Sister and brother-in-law live in a privileged bubble and have convinced themselves — perhaps for self-esteem — that they have done it all on their own.

Dear Lisi: My sister married a nice guy, but we all know her reasons behind the choice. Money. We grew up not poor, but we never had extras or any luxuries. The public school we attended was in a wealthier part of town, but was somehow our catchment. Consequently, our friendships as children were all with very upper middle-class families.

We never went on vacation as a family, unless it was car camping, or a road trip to stay with extended family. But every once in a while, my sister or I would get invited to join a friend’s family in Florida, or Barbados, or once even on a cruise.

We saw how our friends lived and we would whisper at night how we were going to have all those things when we grew up. The desire for more spurred us both on to great well-paying careers and by our mid-20s, I knew we both had achieved the possibility of living “better” than how we were raised.

I married a man with a good career and, as a double income family, we have been able to give our children lots of perks and a nice life. But my sister wanted more. When this guy came knocking, she took one look at his bank balance and said yes.

They live a very nice life, own several homes, travel extensively, send their children to private school, etc. My sister still works, but only part-time. Her husband uses his family money to run with ideas. Some work, most don’t. As I said, he’s nice, but….

My problem is two-fold: she acts like she worked her butt off for all their trappings and deserves everything she has; and he is boring, not the brightest bulb, and also acts as though he did it all single-handedly. They’re both becoming hard to take.

Sub-par Sister

You didn’t really ask a question but I’m going to surmise that your issue is that you are having trouble being in their presence. To be honest, they’re not doing anything “wrong” other than boasting, which is ugly. The two of them sound like they’re living in a privileged bubble and have convinced themselves — perhaps for self-esteem — that they have done it all on their own.

You know that’s not true and that’s what’s bothering you. The lie. She’s your sister, not your appendage. You don’t have to spend that much time with her if you don’t want to. But as your sister, you could say something to her quietly.

Start by telling her how proud you are of her accomplishments, how much you love her children, etc. And then add how fortunate she is to have found a great guy who can provide all the things she could ever want. If she argues her false narrative, tell her she doesn’t have to prove anything to you. And let it go.
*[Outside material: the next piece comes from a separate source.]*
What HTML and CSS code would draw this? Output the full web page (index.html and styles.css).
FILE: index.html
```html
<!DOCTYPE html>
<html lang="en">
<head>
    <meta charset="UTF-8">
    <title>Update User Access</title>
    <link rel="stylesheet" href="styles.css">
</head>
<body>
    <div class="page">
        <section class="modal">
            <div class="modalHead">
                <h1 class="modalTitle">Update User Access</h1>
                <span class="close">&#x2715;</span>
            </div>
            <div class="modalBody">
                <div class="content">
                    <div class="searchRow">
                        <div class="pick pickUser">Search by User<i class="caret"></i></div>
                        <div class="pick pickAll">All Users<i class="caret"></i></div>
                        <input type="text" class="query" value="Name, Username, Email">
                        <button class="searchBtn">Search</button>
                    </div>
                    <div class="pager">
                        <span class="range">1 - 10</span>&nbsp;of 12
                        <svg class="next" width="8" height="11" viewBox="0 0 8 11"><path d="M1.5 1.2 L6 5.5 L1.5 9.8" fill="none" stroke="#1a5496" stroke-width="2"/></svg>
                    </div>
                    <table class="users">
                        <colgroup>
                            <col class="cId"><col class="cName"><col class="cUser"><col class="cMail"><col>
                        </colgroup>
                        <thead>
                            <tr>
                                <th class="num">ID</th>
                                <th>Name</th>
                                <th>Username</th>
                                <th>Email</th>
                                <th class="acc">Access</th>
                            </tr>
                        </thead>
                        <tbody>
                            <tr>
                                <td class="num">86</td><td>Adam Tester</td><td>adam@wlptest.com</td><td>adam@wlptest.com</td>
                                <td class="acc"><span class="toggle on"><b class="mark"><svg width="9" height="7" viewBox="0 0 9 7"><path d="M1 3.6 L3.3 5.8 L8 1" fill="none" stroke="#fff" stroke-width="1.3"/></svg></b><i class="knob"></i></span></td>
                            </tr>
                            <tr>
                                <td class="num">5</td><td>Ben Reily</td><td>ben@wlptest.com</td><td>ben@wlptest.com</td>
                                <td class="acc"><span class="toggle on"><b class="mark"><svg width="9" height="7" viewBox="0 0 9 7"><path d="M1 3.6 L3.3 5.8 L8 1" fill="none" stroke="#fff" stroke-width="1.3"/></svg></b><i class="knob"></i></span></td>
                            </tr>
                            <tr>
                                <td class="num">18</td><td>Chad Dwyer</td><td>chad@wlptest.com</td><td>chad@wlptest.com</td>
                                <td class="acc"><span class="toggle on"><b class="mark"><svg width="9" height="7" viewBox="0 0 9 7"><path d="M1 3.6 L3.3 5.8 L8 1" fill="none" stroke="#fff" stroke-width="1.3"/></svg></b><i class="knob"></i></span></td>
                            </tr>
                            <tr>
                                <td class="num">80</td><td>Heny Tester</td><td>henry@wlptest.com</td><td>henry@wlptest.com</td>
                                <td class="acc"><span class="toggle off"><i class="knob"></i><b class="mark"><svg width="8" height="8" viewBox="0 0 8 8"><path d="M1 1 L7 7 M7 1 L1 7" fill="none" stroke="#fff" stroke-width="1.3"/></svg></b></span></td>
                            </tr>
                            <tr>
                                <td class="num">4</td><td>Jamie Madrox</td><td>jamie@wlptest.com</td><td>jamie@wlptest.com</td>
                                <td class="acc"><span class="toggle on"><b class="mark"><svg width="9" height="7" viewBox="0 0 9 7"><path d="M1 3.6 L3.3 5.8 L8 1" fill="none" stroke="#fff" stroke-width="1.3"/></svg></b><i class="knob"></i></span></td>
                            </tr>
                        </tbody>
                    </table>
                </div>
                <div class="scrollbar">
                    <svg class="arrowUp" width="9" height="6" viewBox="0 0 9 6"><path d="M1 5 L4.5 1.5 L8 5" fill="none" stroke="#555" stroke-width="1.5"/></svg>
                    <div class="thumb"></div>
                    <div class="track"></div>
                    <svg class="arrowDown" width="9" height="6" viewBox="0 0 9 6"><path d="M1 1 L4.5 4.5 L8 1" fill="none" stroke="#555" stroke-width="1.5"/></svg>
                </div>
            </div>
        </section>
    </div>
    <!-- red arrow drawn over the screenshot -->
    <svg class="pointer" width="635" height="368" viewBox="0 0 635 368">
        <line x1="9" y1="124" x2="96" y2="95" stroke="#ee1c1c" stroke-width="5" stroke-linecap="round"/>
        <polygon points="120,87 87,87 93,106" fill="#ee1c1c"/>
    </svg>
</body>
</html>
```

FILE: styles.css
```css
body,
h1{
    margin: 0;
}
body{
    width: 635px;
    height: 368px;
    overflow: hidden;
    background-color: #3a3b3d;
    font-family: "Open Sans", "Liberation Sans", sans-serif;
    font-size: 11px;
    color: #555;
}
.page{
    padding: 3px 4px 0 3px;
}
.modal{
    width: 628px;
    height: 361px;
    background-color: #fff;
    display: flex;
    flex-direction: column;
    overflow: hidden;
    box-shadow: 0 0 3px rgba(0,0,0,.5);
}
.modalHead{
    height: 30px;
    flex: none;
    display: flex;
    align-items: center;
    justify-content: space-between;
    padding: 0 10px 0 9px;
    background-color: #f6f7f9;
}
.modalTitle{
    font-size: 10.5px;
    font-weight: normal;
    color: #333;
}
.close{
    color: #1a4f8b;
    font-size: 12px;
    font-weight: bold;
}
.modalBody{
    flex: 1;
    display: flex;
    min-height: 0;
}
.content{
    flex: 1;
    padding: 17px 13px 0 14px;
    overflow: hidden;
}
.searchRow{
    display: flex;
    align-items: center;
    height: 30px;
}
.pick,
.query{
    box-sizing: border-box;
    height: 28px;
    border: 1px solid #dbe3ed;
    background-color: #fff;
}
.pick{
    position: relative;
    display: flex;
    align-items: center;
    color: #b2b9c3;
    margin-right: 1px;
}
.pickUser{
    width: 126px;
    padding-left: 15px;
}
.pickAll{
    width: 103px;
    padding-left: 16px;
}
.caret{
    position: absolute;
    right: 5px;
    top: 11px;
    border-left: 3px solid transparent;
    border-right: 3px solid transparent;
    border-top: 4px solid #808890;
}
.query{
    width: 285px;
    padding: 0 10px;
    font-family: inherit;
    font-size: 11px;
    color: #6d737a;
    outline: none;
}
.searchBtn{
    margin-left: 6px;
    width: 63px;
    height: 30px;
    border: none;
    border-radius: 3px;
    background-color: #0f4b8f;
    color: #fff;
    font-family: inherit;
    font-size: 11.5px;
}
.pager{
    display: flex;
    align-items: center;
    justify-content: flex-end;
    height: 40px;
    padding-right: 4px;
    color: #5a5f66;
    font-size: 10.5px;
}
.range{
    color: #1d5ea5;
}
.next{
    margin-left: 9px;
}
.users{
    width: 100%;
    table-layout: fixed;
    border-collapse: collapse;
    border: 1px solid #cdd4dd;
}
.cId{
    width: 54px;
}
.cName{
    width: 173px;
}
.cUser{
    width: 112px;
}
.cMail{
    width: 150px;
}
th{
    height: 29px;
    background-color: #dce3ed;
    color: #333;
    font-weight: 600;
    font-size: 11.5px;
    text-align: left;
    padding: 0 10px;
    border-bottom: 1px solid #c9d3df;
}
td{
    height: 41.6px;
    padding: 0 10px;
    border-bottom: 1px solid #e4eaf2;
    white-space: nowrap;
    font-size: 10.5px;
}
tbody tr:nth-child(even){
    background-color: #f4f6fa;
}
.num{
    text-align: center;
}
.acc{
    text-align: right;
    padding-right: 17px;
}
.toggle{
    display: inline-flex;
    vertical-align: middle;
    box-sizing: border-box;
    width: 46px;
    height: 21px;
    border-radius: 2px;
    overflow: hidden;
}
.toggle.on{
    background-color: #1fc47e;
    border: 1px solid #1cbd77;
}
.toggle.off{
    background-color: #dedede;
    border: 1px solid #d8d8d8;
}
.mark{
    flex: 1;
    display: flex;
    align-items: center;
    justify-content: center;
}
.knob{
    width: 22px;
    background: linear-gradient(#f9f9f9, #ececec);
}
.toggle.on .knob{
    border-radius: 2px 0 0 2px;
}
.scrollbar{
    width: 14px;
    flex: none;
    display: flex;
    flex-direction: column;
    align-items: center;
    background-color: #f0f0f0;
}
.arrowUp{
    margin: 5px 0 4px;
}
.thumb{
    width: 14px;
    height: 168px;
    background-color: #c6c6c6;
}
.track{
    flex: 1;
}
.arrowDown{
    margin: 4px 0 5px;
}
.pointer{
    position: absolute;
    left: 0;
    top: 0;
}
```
She’s not going to change, but she may tamper her dialogue around you.

Reader’s Commentary regarding the feedback (Feb. 15) on the column about the married woman debating whether or not to tell her husband about her same-sex relationship before marriage (Jan.18):

“I side with the reader’s response to not share the information with her husband, but to work with a therapist on lingering issues that she has. There are three possible outcomes of opening up to her husband: positive, negative, and neutral. Therefore, there is a 33 per cent chance of a negative outcome.
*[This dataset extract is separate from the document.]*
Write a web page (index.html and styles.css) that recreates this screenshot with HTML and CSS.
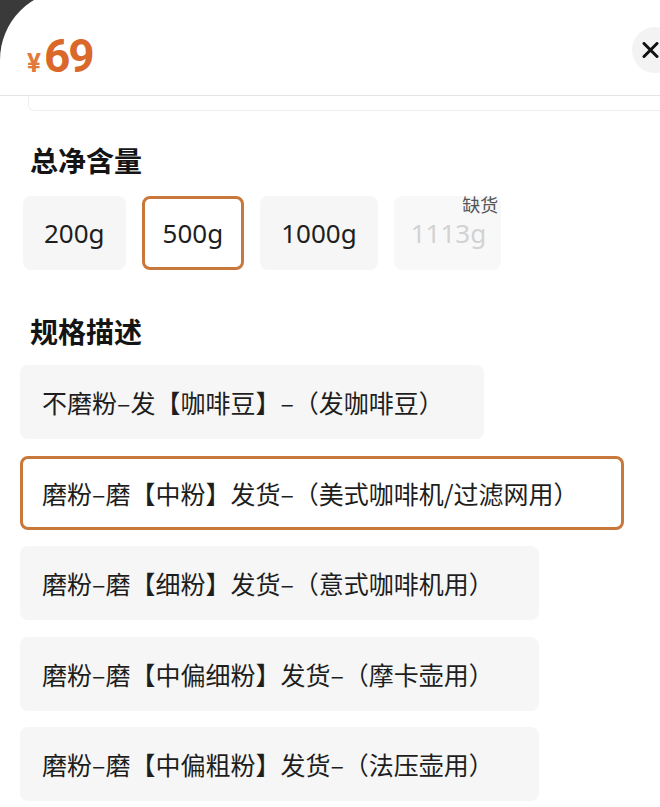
FILE: index.html
```html
<!DOCTYPE html>
<html lang="zh-CN">
<head>
<meta charset="utf-8">
<title>规格选择</title>
<link rel="stylesheet" href="styles.css">
</head>
<body>
<div class="sheet">
  <header class="header">
    <div class="price"><span class="yen">¥</span><span class="amount">69</span></div>
    <button class="close" aria-label="关闭">
      <svg width="17" height="16" viewBox="0 0 17 16"><path d="M2 1.5 L15 14.5 M15 1.5 L2 14.5" stroke="#111" stroke-width="3" stroke-linecap="round" fill="none"/></svg>
    </button>
  </header>
  <div class="peek"></div>
  <section class="group">
    <h2 class="title">总净含量</h2>
    <div class="sizes">
      <div class="size">200g</div>
      <div class="size selected">500g</div>
      <div class="size">1000g</div>
      <div class="size disabled">1113g<span class="badge">缺货</span></div>
    </div>
  </section>
  <section class="group group-spec">
    <h2 class="title">规格描述</h2>
    <div class="specs">
      <div class="spec">不磨粉–发【咖啡豆】–（发咖啡豆）</div>
      <div class="spec selected">磨粉–磨【中粉】发货–（美式咖啡机/过滤网用）</div>
      <div class="spec wide">磨粉–磨【细粉】发货–（意式咖啡机用）</div>
      <div class="spec wide">磨粉–磨【中偏细粉】发货–（摩卡壶用）</div>
      <div class="spec wide">磨粉–磨【中偏粗粉】发货–（法压壶用）</div>
    </div>
  </section>
</div>
</body>
</html>
```
FILE: styles.css
```css
html, body {
  margin: 0;
  padding: 0;
}
body {
  background: #3a3a3a;
  overflow: hidden;
  height: 807px;
  font-family: "Noto Sans", "Noto Sans CJK SC", sans-serif;
  color: #1e1e1e;
}
.sheet {
  background: #ffffff;
  margin-top: -10px;
  border-top-left-radius: 70px;
  height: 830px;
}
.header {
  display: flex;
  justify-content: space-between;
  align-items: flex-start;
  height: 106px;
  box-sizing: border-box;
  padding: 37px 0 0 27px;
  border-bottom: 1.5px solid #e4e4e4;
}
.price {
  display: flex;
  align-items: baseline;
  margin-top: 6px;
  color: #d9682a;
  font-family: Roboto, "Noto Sans", sans-serif;
  font-weight: 700;
  line-height: 46px;
}
.yen {
  font-size: 26px;
  color: #e17a3a;
  margin-right: 3px;
}
.amount {
  font-size: 46px;
  letter-spacing: -2px;
}
.close {
  width: 46px;
  height: 46px;
  margin-right: -18px;
  border: none;
  border-radius: 50%;
  background: #f3f3f3;
  padding: 0 10px 0 0;
  display: flex;
  align-items: center;
  justify-content: center;
}
.close svg {
  display: block;
}
.peek {
  height: 14px;
  margin-left: 28px;
  margin-right: -10px;
  border: 1px solid #eeeeee;
  border-top: none;
  border-bottom-left-radius: 6px;
}
.group {
  padding-left: 20px;
}
.title {
  margin: 29px 0 0 10px;
  font-family: "Noto Sans CJK SC", sans-serif;
  font-size: 28px;
  line-height: 40px;
  font-weight: 700;
  color: #141414;
}
.sizes {
  display: flex;
  gap: 16px;
  margin: 16px 0 0 3px;
}
.size {
  position: relative;
  height: 74px;
  box-sizing: border-box;
  padding: 0 18px;
  border: 3px solid transparent;
  border-radius: 8px;
  background: #f6f6f6;
  display: flex;
  align-items: center;
  font-family: "Noto Sans", sans-serif;
  font-size: 26px;
  color: #1e1e1e;
}
.size.selected {
  background: #ffffff;
  border-color: #c9783b;
}
.size.disabled {
  background: #f8f8f8;
  color: #d2d2d2;
  padding: 0 12px 0 14px;
}
.badge {
  position: absolute;
  top: -7px;
  right: 0px;
  font-family: "Noto Sans CJK SC", sans-serif;
  font-size: 18px;
  line-height: 24px;
  color: #555555;
}
.group-spec .title {
  margin-top: 41px;
}
.specs {
  display: flex;
  flex-direction: column;
  align-items: flex-start;
  gap: 16.5px;
  margin-top: 14px;
}
.spec {
  height: 74px;
  box-sizing: border-box;
  padding: 0 37px 0 19px;
  border: 3px solid transparent;
  border-radius: 8px;
  background: #f6f6f6;
  display: flex;
  align-items: center;
  white-space: nowrap;
  font-family: "Noto Sans CJK SC", sans-serif;
  font-size: 25px;
  color: #1e1e1e;
}
.spec.wide {
  padding-right: 42px;
}
.spec.selected {
  background: #ffffff;
  border-color: #c9783b;
  padding-right: 42px;
}
```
“That seems like a significant risk to her marriage.”

FEEDBACK regarding your reply to the middle school student who doesn’t think LGBTQ+ education is necessary (Feb. 11):

“I just wanted to thank you because it makes the case even stronger to yank my child out of the public school system and home school instead. There’s no way I want him learning about this crap at school.

“What happened to the three Rs (reading, ’riting, and ’rithmatic) and other subjects vital to the education of our children?
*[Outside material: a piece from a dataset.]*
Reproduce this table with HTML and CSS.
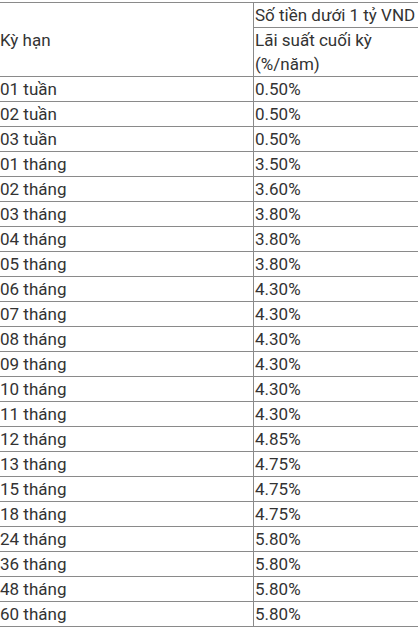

“Sad to see you support this kind of “schooling.”

Lisi — Whoa! Please do not thank me for your closed-minded way of thinking. Teaching children about sexuality, including everything from heterosexuality through the LGBTQ+ spectrum, is definitely an integral part of our children’s education. That’s what school is all about — teaching children everything.

One can argue that not everything taught in schools is useful on a day-to-day basis, but that topic sure is! I hope you leave your children in the school system, so they can broaden their worlds, and perhaps teach you about tolerance and inclusivity.